Forgot to add another key aspect. My SIL (husbands brothers wife) is a cardiologist so she is really really special and impressive to MIL. In return in then hurts me that she favors her and her choices so much more. It dribbles down to our kids too. MIL will visit/pick them up them at daycare often and but never stop by at my house "because Im home and don't need her". So now MIL is closer to their kids and that stings too.
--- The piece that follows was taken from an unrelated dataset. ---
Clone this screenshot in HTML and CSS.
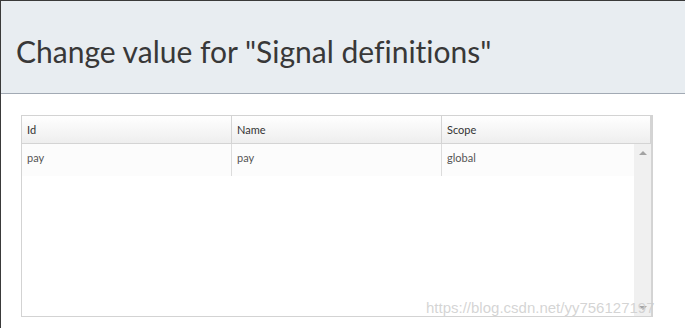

Anonymous wrote:Anonymous wrote:Anonymous wrote:My MiL is obsessed with us in such an unhealthy way and it has made my DH and I put walls up, which obviously makes her more obsessed. She wants to be a part of everything: know all of our finances, salaries, be friends with our friends, 'celebrate' every last holiday on the calendar with her. She is the reason I need to see a marriage therapist, even though my husband is great at 'handling' her. Any recommendations for a therapist?
Is he an only child?
No, he has an older sibling (also in DC) who relies on her financially (to help with mortgage and bills) - those two have a complicated co-dependent relationship of their own. She is thrilled to be 'helping' her other child financially, and almost seems upset that my husband doesn't ask her for a penny (Because financial assistance is an 'in' for her, and gives her a certain level of control.) Thank God my DH is so great at handling her. But I still need a therapist.
Anonymous wrote:Anonymous wrote:My MiL is obsessed with us in such an unhealthy way and it has made my DH and I put walls up, which obviously makes her more obsessed. She wants to be a part of everything: know all of our finances, salaries, be friends with our friends, 'celebrate' every last holiday on the calendar with her. She is the reason I need to see a marriage therapist, even though my husband is great at 'handling' her. Any recommendations for a therapist?
Is he an only child?
Anonymous wrote:My MiL is obsessed with us in such an unhealthy way and it has made my DH and I put walls up, which obviously makes her more obsessed. She wants to be a part of everything: know all of our finances, salaries, be friends with our friends, 'celebrate' every last holiday on the calendar with her. She is the reason I need to see a marriage therapist, even though my husband is great at 'handling' her. Any recommendations for a therapist?